Margo Price Finds Meaning in the Mess on Strays
A surge of rock ’n’ roll guides the country singer’s soul quest on third studio album

Margo Price earned the blanket title “Americana singer” some time ago, but she’s always been pure rock ‘n’ roll. At a set during the now-defunct Sloss Festival in Birmingham, Alabama, in 2018, a thunderstorm rolled in as Price helmed the drum kit for a solo. Even after the coordinators called for a rain delay and the threat of lightning loomed, Price kept on thrashing. She didn’t even get a chance to finish her set, and much of that 2018 lineup was left unplayed, but it was hard to feel too disappointed with an exit as fierce as hers.
On Price’s new LP Strays, the Nashville-based troublemaker leans fully into whatever rock ’n’ roll dream she was chasing that humid June day.

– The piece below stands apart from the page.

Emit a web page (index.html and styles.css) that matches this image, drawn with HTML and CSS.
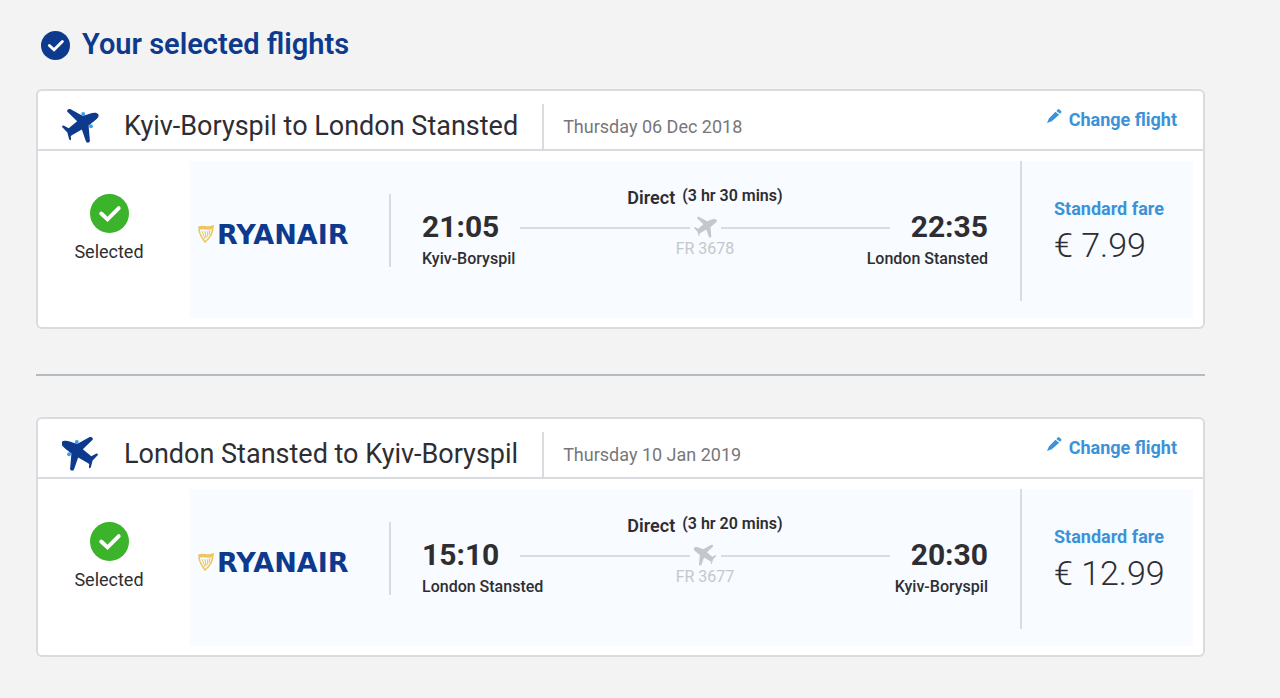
FILE: index.html
```html
<!DOCTYPE html>
<html lang="en">
<head>
<meta charset="utf-8">
<title>Your selected flights</title>
<link rel="stylesheet" href="styles.css">
</head>
<body>
<svg class="defs" aria-hidden="true">
  <symbol id="plane" viewBox="0 0 110 104">
    <path d="M108 19C111 24 106 31 98 37L79 52L83 98C82 104 73 105 71 99L59 64L33 79L26 83L27 93C26 97 23 96 21 92L16 73L1 57C-1 53 2 51 6 53L20 60L45 39L16 11C13 6 20 1 26 4L62 24L82 17C93 13 105 13 108 19Z"/>
  </symbol>
  <symbol id="tick" viewBox="0 0 40 40">
    <circle cx="20" cy="20" r="20"/>
    <path d="M11.500 20L18 26L29.500 14.500" fill="none" stroke="#fff" stroke-width="4" stroke-linecap="round" stroke-linejoin="miter"/>
  </symbol>
  <symbol id="pencil" viewBox="0 0 16 16">
    <path d="M0 15L2 10L9 3L13 6L5 13Z M10 2L12 0Q13 0 15 2Q16 3 15 4L14 5Z"/>
  </symbol>
  <symbol id="harp" viewBox="0 0 16 18">
    <path d="M1 2C5 0 10 4 15 1C15 8 12 13 7 17C4 13 1 9 1 4" fill="none" stroke="#edc65c" stroke-width="1.500"/>
    <path d="M4 6L7 14M7 6L8 13M10 6L9 12M12 5L11 10" fill="none" stroke="#edc65c" stroke-width="1"/>
    <path d="M0 2C5 0 10 4 16 0L14 4C10 6 5 3 1 5Z" fill="#edc65c"/>
  </symbol>
</svg>
<main class="page">
  <h1 class="title"><svg class="title-icon"><use href="#tick"/></svg>Your selected flights</h1>

  <section class="card">
    <header class="card-header">
      <svg class="route-icon" viewBox="0 0 110 104"><g fill="#42a0e8"><circle cx="63" cy="18" r="6"/><circle cx="86" cy="54" r="6"/></g><use href="#plane"/></svg>
      <h2 class="route">Kyiv-Boryspil to London Stansted</h2>
      <time class="date" datetime="2018-12-06">Thursday 06 Dec 2018</time>
      <button class="change" type="button"><svg class="pencil"><use href="#pencil"/></svg>Change flight</button>
    </header>
    <div class="card-body">
      <div class="status"><svg class="status-icon"><use href="#tick"/></svg>Selected</div>
      <div class="panel">
        <div class="airline"><svg class="harp"><use href="#harp"/></svg>RYANAIR</div>
        <div class="flight">
          <div class="summary"><span class="stops">Direct</span><span class="duration">(3 hr 30 mins)</span></div>
          <div class="times"><time>21:05</time><span class="line"></span><svg class="mini"><use href="#plane"/></svg><span class="line"></span><time>22:35</time></div>
          <div class="places"><span class="place">Kyiv-Boryspil</span><span class="number">FR 3678</span><span class="place arrival">London Stansted</span></div>
        </div>
        <div class="fare"><span class="fare-name">Standard fare</span><span class="price">€ 7.99</span></div>
      </div>
    </div>
  </section>

  <hr class="divider">

  <section class="card">
    <header class="card-header">
      <svg class="route-icon" viewBox="0 0 110 104"><g transform="matrix(-1 0 0 1 107 0)"><g fill="#42a0e8"><circle cx="63" cy="18" r="6"/><circle cx="86" cy="54" r="6"/></g><use href="#plane" width="110" height="104"/></g></svg>
      <h2 class="route">London Stansted to Kyiv-Boryspil</h2>
      <time class="date" datetime="2019-01-10">Thursday 10 Jan 2019</time>
      <button class="change" type="button"><svg class="pencil"><use href="#pencil"/></svg>Change flight</button>
    </header>
    <div class="card-body">
      <div class="status"><svg class="status-icon"><use href="#tick"/></svg>Selected</div>
      <div class="panel">
        <div class="airline"><svg class="harp"><use href="#harp"/></svg>RYANAIR</div>
        <div class="flight">
          <div class="summary"><span class="stops">Direct</span><span class="duration">(3 hr 20 mins)</span></div>
          <div class="times"><time>15:10</time><span class="line"></span><svg class="mini" viewBox="0 0 110 104"><g transform="matrix(-1 0 0 1 107 0)"><use href="#plane" width="110" height="104"/></g></svg><span class="line"></span><time>20:30</time></div>
          <div class="places"><span class="place">London Stansted</span><span class="number">FR 3677</span><span class="place arrival">Kyiv-Boryspil</span></div>
        </div>
        <div class="fare"><span class="fare-name">Standard fare</span><span class="price">€ 12.99</span></div>
      </div>
    </div>
  </section>
</main>
</body>
</html>
```
FILE: styles.css
```css
* { box-sizing: border-box; }
body { margin: 0; background: #f3f3f3; color: #2e2e32; font-family: Roboto, "Liberation Sans", sans-serif; }
.defs { display: none; }
.page { padding: 24px 75px 40px 36px; }
.title { display: flex; align-items: center; gap: 12px; margin: 0 0 24px; padding-left: 5px; color: #0d3a8d; font-size: 29px; line-height: 41px; font-weight: 600; }
.title-icon { width: 29px; height: 29px; margin-top: 1px; fill: #0d3a8d; }
.card { background: #fff; border: 2px solid #d8dce1; border-radius: 6px; }
.card-header { display: flex; height: 60px; align-items: flex-end; border-bottom: 2px solid #d8dce1; }
.route-icon { width: 37px; height: 35px; margin: 0 25px 6px 24px; fill: #0d3a8d; }
.route { margin: 0; padding-right: 24px; border-right: 2px solid #d8dce1; font-size: 27px; line-height: 45px; font-weight: 400; white-space: nowrap; }
.date { margin-left: 19px; color: #77777a; font-size: 18px; line-height: 44px; }
.change { display: flex; align-items: center; gap: 7px; align-self: center; margin: 0 26px 0 auto; padding: 0; border: 0; background: none; color: #3c92d8; font: 700 18px/24px Roboto, sans-serif; cursor: pointer; }
.pencil { width: 15px; height: 15px; margin-bottom: 8px; fill: #3c92d8; }
.card-body { display: flex; padding: 10px 10px 9px 0; }
.status { display: flex; flex-direction: column; align-items: center; gap: 7px; width: 152px; padding: 33px 10px 0 0; font-size: 18px; line-height: 24px; }
.status-icon { width: 39px; height: 39px; fill: #3bb32a; }
.panel { display: flex; flex: 1; min-height: 157px; background: #f8fbff; }
.airline { display: flex; align-items: center; gap: 3px; width: 201px; height: 73px; margin-top: 33px; padding: 8px 0 0 8px; border-right: 2px solid #d8dce1; color: #0d3a8d; font: 700 27px/32px "DejaVu Sans", sans-serif; }
.harp { width: 16px; height: 18px; margin-bottom: 2px; }
.flight { flex: 1; padding: 24px 32px 0 31px; }
.summary { display: flex; justify-content: center; gap: 7px; font-weight: 600; }
.stops { font-size: 18px; line-height: 26px; }
.duration { font-size: 16px; line-height: 22px; }
.times { display: flex; align-items: center; font-size: 30px; line-height: 32px; font-weight: 700; }
.line { flex: 1; height: 2px; margin-top: 2px; background: #d8dce1; }
.times time:first-child { margin-right: 21px; }
.times time:last-child { margin-left: 21px; }
.mini { width: 23px; height: 22px; margin: 0 4px; fill: #c4c7cb; }
.places { display: grid; grid-template-columns: 1fr auto 1fr; }
.place { padding-top: 6px; font-size: 16px; line-height: 20px; font-weight: 500; }
.arrival { text-align: right; }
.number { color: #c4c7cb; font-size: 16px; line-height: 12px; }
.fare { display: flex; flex-direction: column; width: 173px; margin-bottom: 17px; padding: 36px 0 0 32px; border-left: 2px solid #d8dce1; }
.fare-name { color: #3c92d8; font-size: 18px; line-height: 24px; font-weight: 700; }
.price { font-size: 34px; line-height: 48px; font-weight: 300; }
.divider { margin: 45px 0 41px; border: 0; border-top: 2px solid #b3bbc1; }
```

The follow-up to 2020’s electric That’s How Rumors Get Started, Strays honors Price’s beginnings in American roots music while painting a psych-rock backdrop to her stories of redemption, survival and rebirth. Price collaborated with her husband Jeremy Ivey, who joined her at a South Carolina Airbnb to take mushrooms, listen to a stack of classic rock albums and work through what would eventually become Strays, and then recorded the album at Jonathan Wilson’s (Angel Olsen, Father John Misty) California studio. The result is familiar—it’s undeniably a Margo Price record—but a little extra fiery.

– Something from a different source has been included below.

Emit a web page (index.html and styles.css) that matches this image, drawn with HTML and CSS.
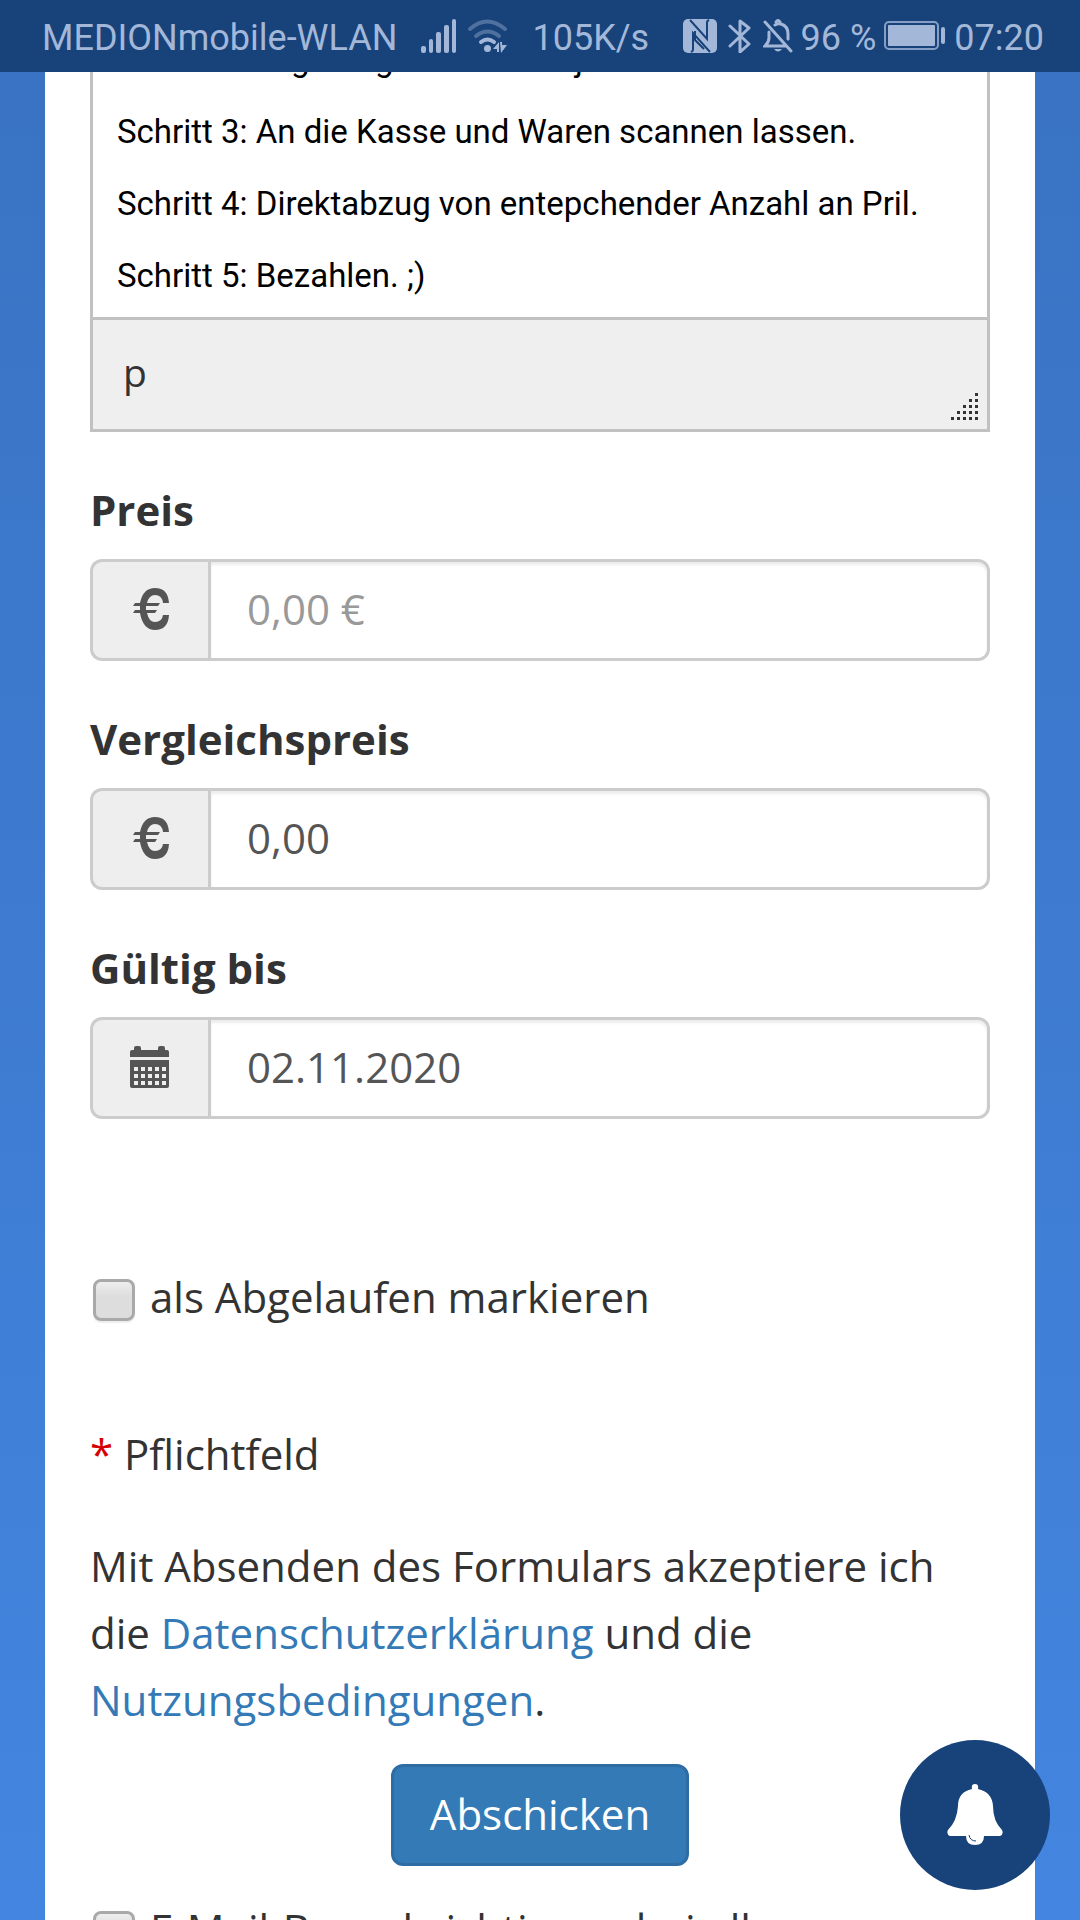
FILE: index.html
```html
<!DOCTYPE html>
<html lang="de">
<head>
  <meta charset="utf-8">
  <meta name="viewport" content="width=device-width, initial-scale=1">
  <title>Deal bearbeiten</title>
  <link rel="stylesheet" href="styles.css">
</head>
<body>
  <header class="status">
    <div class="status-group status-left">
      <span>MEDIONmobile-WLAN</span>
      <div class="status-icons">
        <svg width="36" height="34" viewBox="0 0 36 34" aria-hidden="true">
          <g fill="currentColor"><rect x="0" y="27" width="5" height="7" rx="2"/><rect x="8" y="20" width="4" height="14" rx="2"/><rect x="15" y="13" width="5" height="21" rx="2"/><rect x="23" y="6" width="5" height="28" rx="2"/><rect x="31" y="0" width="4" height="34" rx="2"/></g>
        </svg>
        <svg width="40" height="34" viewBox="0 0 40 34" fill="none" stroke="currentColor" stroke-width="4" stroke-linecap="round" aria-hidden="true">
          <g opacity=".4"><path d="M2 10Q19-5 37 10"/><path d="M8 17q11.500-9 23 0"/></g>
          <path d="M13 23q6.500-5 13 0"/>
          <circle cx="19.500" cy="29.500" r="3.500" fill="currentColor" stroke="none"/>
          <path d="M25 30l6-7v10h-2v-3zM32 23h2v3h5l-6 8z" fill="currentColor" stroke="none"/>
        </svg>
      </div>
      <span>105K/s</span>
    </div>
    <div class="status-group status-right">
      <div class="status-icons">
        <svg width="34" height="34" viewBox="0 0 34 34" aria-hidden="true">
          <rect width="34" height="34" rx="5" fill="currentColor"/>
          <path d="M7 1l17 19V3c0-1 2-2 2-2M27 33L10 14v17c0 1-2 2-2 2" fill="none" stroke="#18427a" stroke-width="2"/>
          <path d="M12 12v9l9 9" fill="none" stroke="#18427a" stroke-width="2"/>
        </svg>
        <svg width="24" height="34" viewBox="0 0 24 34" fill="none" stroke="currentColor" stroke-width="3" stroke-linejoin="round" stroke-linecap="round" aria-hidden="true">
          <path d="M2 7l19 18-9 8V2l9 7L2 27"/>
        </svg>
        <svg width="30" height="34" viewBox="0 0 30 34" fill="none" stroke="currentColor" stroke-width="3" stroke-linecap="round" aria-hidden="true">
          <path d="M2 3l26 29M12 6q3-2 6-1 7 2 7 10v5M6 13v6q0 4-4 8h20M13 3q2-3 4 0"/>
          <path d="M11 30h8q-4 5-8 0z" fill="currentColor" stroke="none"/>
        </svg>
      </div>
      <span>96 %</span>
      <svg width="62" height="30" viewBox="0 0 62 30" aria-hidden="true">
        <rect x="1" y="1" width="53" height="27" rx="4" fill="none" stroke="currentColor" stroke-width="2" opacity=".8"/>
        <rect x="4" y="4" width="47" height="21" rx="1" fill="currentColor"/>
        <rect x="57" y="6" width="4" height="17" rx="2" fill="currentColor"/>
      </svg>
      <span>07:20</span>
    </div>
  </header>

  <main class="page">
    <form class="sheet">
      <div class="editor">
        <div class="editor-body">
          <p>Schritt 2: Lege Angebot in dem je</p>
          <p>Schritt 3: An die Kasse und Waren scannen lassen.</p>
          <p>Schritt 4: Direktabzug von entepchender Anzahl an Pril.</p>
          <p>Schritt 5: Bezahlen. ;)</p>
        </div>
        <div class="editor-foot">
          <span class="path">p</span>
          <svg class="grip" width="27" height="27" viewBox="0 0 27 27" fill="currentColor" aria-hidden="true">
            <path d="M24 0h3v3h-3zM18 6h3v3h-3zM24 6h3v3h-3zM12 12h3v3h-3zM18 12h3v3h-3zM24 12h3v3h-3zM6 18h3v3H6zM12 18h3v3h-3zM18 18h3v3h-3zM24 18h3v3h-3zM0 24h3v3H0zM6 24h3v3H6zM12 24h3v3h-3zM18 24h3v3h-3zM24 24h3v3h-3z"/>
          </svg>
        </div>
      </div>

      <div class="field">
        <label for="preis">Preis</label>
        <div class="input-group">
          <span class="addon">
            <svg width="38" height="42" viewBox="0 0 38 42" aria-hidden="true"><path d="M37 15h-6q-1-8-8-8-6 0-8 8h13l-2 3H14v4h11l-2 3H15q2 9 8 9 7 0 8-7h6q-1 15-14 15Q11 42 8 25H1l2-3h5v-4H1l2-3h5Q11 0 23 0q13 0 14 15z" fill="currentColor"/></svg>
          </span>
          <input id="preis" type="text" placeholder="0,00 €">
        </div>
      </div>

      <div class="field">
        <label for="vergleich">Vergleichspreis</label>
        <div class="input-group">
          <span class="addon">
            <svg width="38" height="42" viewBox="0 0 38 42" aria-hidden="true"><path d="M37 15h-6q-1-8-8-8-6 0-8 8h13l-2 3H14v4h11l-2 3H15q2 9 8 9 7 0 8-7h6q-1 15-14 15Q11 42 8 25H1l2-3h5v-4H1l2-3h5Q11 0 23 0q13 0 14 15z" fill="currentColor"/></svg>
          </span>
          <input id="vergleich" type="text" value="0,00">
        </div>
      </div>

      <div class="field">
        <label for="gueltig">Gültig bis</label>
        <div class="input-group">
          <span class="addon">
            <svg width="42" height="42" viewBox="0 0 42 42" aria-hidden="true">
              <path d="M0 11V6q0-2 2-2h2V2q0-2 2-2h3q2 0 2 2v2h17V2q0-2 2-2h3q2 0 2 2v2h2q2 0 2 2v5z" fill="currentColor"/>
              <path fill-rule="evenodd" d="M0 14h39v26q0 2-2 2H2q-2 0-2-2zM4 21v4h4v-4zM11 21v4h4v-4zM18 21v4h4v-4zM25 21v4h4v-4zM32 21v4h4v-4zM4 28v4h4v-4zM11 28v4h4v-4zM18 28v4h4v-4zM25 28v4h4v-4zM32 28v4h4v-4zM4 35v4h4v-4zM11 35v4h4v-4zM18 35v4h4v-4zM25 35v4h4v-4zM32 35v4h4v-4z" fill="currentColor"/>
            </svg>
          </span>
          <input id="gueltig" type="text" value="02.11.2020">
        </div>
      </div>

      <label class="check expired"><input type="checkbox"><span>als Abgelaufen markieren</span></label>

      <p class="required"><span class="star">*</span> Pflichtfeld</p>

      <p class="terms">Mit Absenden des Formulars akzeptiere ich die <a href="#datenschutz">Datenschutzerklärung</a> und die <a href="#nutzung">Nutzungsbedingungen</a>.</p>

      <button class="submit" type="submit">Abschicken</button>

      <label class="check"><input type="checkbox"><span>E-Mail-Benachrichtigung bei allen</span></label>
    </form>
  </main>

  <button class="bell" type="button" aria-label="Benachrichtigungen">
    <svg width="56" height="62" viewBox="0 0 56 62" aria-hidden="true">
      <path d="M25 5q-1-5 3-5t3 5q14 3 15 17 0 15 9 24 2 4-2 6H37q0 9-9 9t-9-9H3q-4-2-2-6 9-9 10-24Q11 8 25 5z" fill="#fff"/>
      <path d="M22 51q1 6 7 6" fill="none" stroke="#18427a" stroke-width="1"/>
    </svg>
  </button>
</body>
</html>
```
FILE: styles.css
```css
* {
  box-sizing: border-box;
}

body {
  display: flex;
  flex-direction: column;
  height: 100vh;
  margin: 0;
  background: linear-gradient(#3972c2, #4385e0);
  color: #333;
  font-family: "Open Sans", "Noto Sans", sans-serif;
  font-size: 42px;
  line-height: 67px;
}

p {
  margin: 0;
}

/* Status bar */
.status {
  display: flex;
  flex: none;
  align-items: center;
  justify-content: space-between;
  height: 72px;
  padding: 0 36px 0 42px;
  background: #18427a;
  color: #a3b8d8;
  font-family: Roboto, sans-serif;
  font-size: 36px;
  line-height: 42px;
  white-space: nowrap;
}

.status span {
  padding-top: 3px;
}

.status-group,
.status-icons {
  display: flex;
  align-items: center;
}

.status-left {
  gap: 24px;
}

.status-right {
  gap: 8px;
}

.status-icons {
  gap: 11px;
}

/* Page */
.page {
  flex: 1;
  min-height: 0;
  padding: 0 45px;
  overflow-y: auto;
  scrollbar-width: none;
}

.sheet {
  display: flex;
  flex-direction: column;
  padding: 0 45px;
  background: #fff;
}

/* Editor */
.editor {
  border: 3px solid #c1c1c1;
  border-top: 0;
}

.editor-body {
  display: flex;
  flex-direction: column;
  justify-content: flex-end;
  gap: 33px;
  height: 245px;
  padding: 0 24px 22px;
  overflow: hidden;
  color: #000;
  font-family: Roboto, sans-serif;
  font-size: 33px;
  line-height: 39px;
}

.editor-foot {
  display: flex;
  align-items: center;
  justify-content: space-between;
  height: 112px;
  padding: 0 9px 0 30px;
  border-top: 3px solid #c1c1c1;
  background: #efefef;
}

.path {
  padding-bottom: 6px;
  font-size: 39px;
}

.grip {
  align-self: flex-end;
  margin-bottom: 9px;
}

/* Fields */
.field {
  display: flex;
  flex-direction: column;
  gap: 16px;
  margin-top: 44px;
}

.field label {
  font-weight: 700;
}

.input-group {
  display: flex;
  height: 102px;
}

.addon {
  display: flex;
  flex: none;
  align-items: center;
  justify-content: center;
  width: 118px;
  padding-bottom: 2px;
  border: 3px solid #ccc;
  border-right: 0;
  border-radius: 12px 0 0 12px;
  background: #eee;
  color: #555;
}

.input-group input {
  flex: 1;
  min-width: 0;
  padding: 0 36px 3px;
  border: 3px solid #ccc;
  border-radius: 0 12px 12px 0;
  background: #fff;
  box-shadow: inset 0 3px 3px rgba(0, 0, 0, 0.075);
  color: #555;
  font: inherit;
}

.input-group input::placeholder {
  color: #999;
  opacity: 1;
}

/* Check boxes */
.check {
  display: flex;
  align-items: center;
  gap: 15px;
  padding-left: 3px;
  white-space: nowrap;
}

.check input {
  flex: none;
  width: 42px;
  height: 42px;
  margin: 6px 0 0;
  appearance: none;
  border: 3px solid #a9a9a9;
  border-radius: 8px;
  background: linear-gradient(#eee, #ddd 40%, #ddd);
  box-shadow: 0 2px 1px #eee;
}

.expired {
  margin-top: 144px;
}

.required {
  margin: 90px 0 45px;
}

.star {
  color: #d60000;
}

.terms a {
  color: #337ab7;
  text-decoration: none;
}

.submit {
  align-self: center;
  height: 102px;
  margin: 31px 0 29px;
  padding: 0 36px 3px;
  border: 3px solid #2e6da4;
  border-radius: 12px;
  background: #337ab7;
  color: #fff;
  font: inherit;
}

/* Floating notification button */
.bell {
  position: fixed;
  right: 30px;
  bottom: 30px;
  display: flex;
  align-items: center;
  justify-content: center;
  width: 150px;
  height: 150px;
  padding: 0;
  border: 0;
  border-radius: 50%;
  background: #18427a;
}
```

Of course, Strays never veers too far from country music, which is intrinsically wrapped up in rock ’n’ roll anyways. The devastating “County Road” and ode to lovemaking “Light Me Up” wouldn’t sound out of place on a proper country record. But Price also specializes in psychedelia, which can be heard from the reverberations of “Been To The Mountain” to the greasy, spaced-out vocals on “Change Of Heart” to the twangy echoes on the ominous “Hell In The Heartland.”